Limitations & Future Work¶
- Relies on a pre-trained diffusion model for difficulty scoring—requires an extra step in cold-start scenarios.
- Validated primarily on C2I (Class-to-Image); T2I (Text-to-Image) has only preliminary exploration (Appendix G).
- The interval \(k\) requires manual selection—while there are rules of thumb, it is not fully automated.
- Category coverage in the 10K subset (10 samples/class) may limit intra-class diversity.
- Lack of direct comparison with T2I data efficiency methods (e.g., PixArt data curation).
Related Work & Insights¶
- vs REPA (Model-side acceleration): REPA accelerates but still uses the full dataset (1.28M). D2C uses only 0.8% data (10K) + REPA's visual alignment, achieving better results (4.3 vs 5.9) and 100× faster.
- vs SRe2L/RDED (Discriminative DC): These fail in diffusion training (FID > 80) because their objective is discriminative features rather than pixel distributions.
- vs Data Pruning (Pruning then Reweighting): Recent methods like Li et al. perform data selection but lack the Attach stage and are only validated at small scales.

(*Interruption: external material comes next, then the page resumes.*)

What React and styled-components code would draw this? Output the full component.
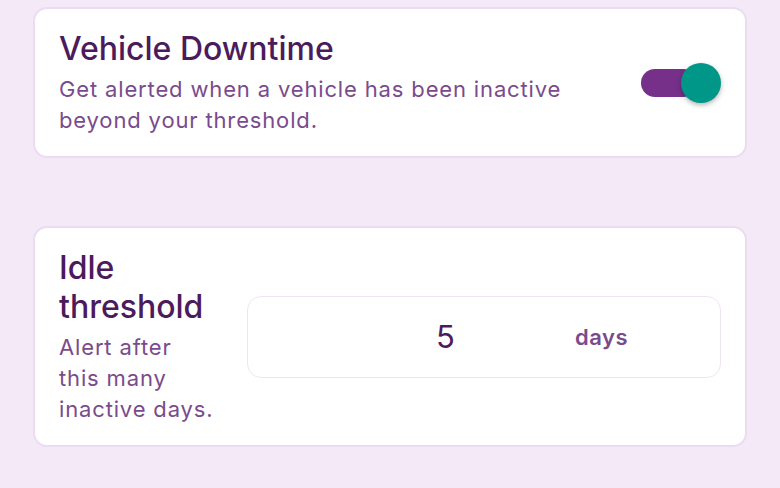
import React, { useState } from "react";
import styled, { createGlobalStyle } from "styled-components";

const Global = createGlobalStyle`
  html, body { margin: 0; padding: 0; background: #f3e9f7; }
  body { font-family: Inter, "Noto Sans", sans-serif; -webkit-font-smoothing: antialiased; }
  * { box-sizing: border-box; }
`;

const Page = styled.div`
  padding: 7px 33px 40px;
  display: flex;
  flex-direction: column;
  gap: 68px;
`;

const Card = styled.section`
  background: #ffffff;
  border: 2px solid #ecdcf1;
  border-radius: 14px;
  padding: 20px 24px 20px 24px;
  display: flex;
  align-items: center;
  gap: ${(p) => p.$gap || 24}px;
`;

const TextCol = styled.div`
  flex: ${(p) => (p.$width ? `0 0 ${p.$width}px` : "1")};
  display: flex;
  flex-direction: column;
`;

const Title = styled.h2`
  margin: 0;
  font-size: 32px;
  font-weight: 500;
  line-height: 39px;
  color: #4b1b5c;
`;

const Desc = styled.p`
  margin: 6px 0 0;
  font-size: 22px;
  letter-spacing: 0.85px;
  line-height: 31px;
  color: #7a4b8c;
  max-width: 520px;
`;

const Track = styled.button`
  position: relative;
  width: 56px;
  height: 28px;
  border: none;
  border-radius: 14px;
  background: #76308a;
  padding: 0;
  margin-right: 24px;
  cursor: pointer;
  flex: 0 0 auto;
`;

const Thumb = styled.span`
  position: absolute;
  top: 50%;
  left: ${(p) => (p.$on ? 40 : -16)}px;
  width: 40px;
  height: 40px;
  margin-top: -20px;
  border-radius: 50%;
  background: #009688;
  box-shadow: 0 2px 5px rgba(0, 0, 0, 0.3);
`;

const InputBox = styled.label`
  flex: 1;
  min-width: 0;
  height: 82px;
  border: 1.5px solid #f0e4f4;
  border-radius: 14px;
  display: flex;
  align-items: center;
  padding-right: 92px;
`;

const NumberInput = styled.input`
  flex: 1;
  width: 0;
  min-width: 0;
  border: none;
  outline: none;
  background: transparent;
  font-family: Inter, "Noto Sans", sans-serif;
  font-size: 31px;
  color: #4b1b5c;
  text-align: center;
  padding: 0 0 0 80px;
`;

const Suffix = styled.span`
  margin-left: 12px;
  font-size: 22px;
  font-weight: 600;
  letter-spacing: 0.5px;
  color: #7a4b8c;
`;

export default function App() {
  const [on, setOn] = useState(true);
  const [days, setDays] = useState("5");
  return (
    <>
      <Global />
      <Page>
        <Card>
          <TextCol>
            <Title>Vehicle Downtime</Title>
            <Desc>Get alerted when a vehicle has been inactive beyond your threshold.</Desc>
          </TextCol>
          <Track aria-label="Vehicle Downtime" onClick={() => setOn(!on)}>
            <Thumb $on={on} />
          </Track>
        </Card>
        <Card $gap={28}>
          <TextCol $width={160}>
            <Title>Idle threshold</Title>
            <Desc>Alert after this many inactive days.</Desc>
          </TextCol>
          <InputBox>
            <NumberInput value={days} onChange={(e) => setDays(e.target.value)} />
            <Suffix>days</Suffix>
          </InputBox>
        </Card>
      </Page>
    </>
  );
}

- vs HoneyBee (CVPR'26 VLM Data): HoneyBee studies data curation for VLM inference; D2C focuses on diffusion training—similar logic, different domains.
Related Work & Insights¶
- The concept of "diffusion difficulty score" can be generalized to data selection for other generative models—such as autoregressive models or VAEs.
- Potential Idea: Apply D2C's Select strategy to Continual Learning—when new data arrives, select only the most informative samples to incrementally update the diffusion model.
Rating¶
- Novelty: ⭐⭐⭐⭐⭐ First to introduce DC to diffusion training; the combination of difficulty scoring and interval sampling is an original contribution.
- Experimental Thoroughness: ⭐⭐⭐⭐⭐ 3 data ratios, 2 resolutions, 2 architectures (DiT/SiT), 5 baselines, and detailed ablations.
- Writing Quality: ⭐⭐⭐⭐⭐ Clear problem definition, theoretical derivation well-aligned with experiments, and extremely detailed appendix.
- Value: ⭐⭐⭐⭐⭐ 233× acceleration + extreme data condensation—sets a new benchmark for diffusion training efficiency.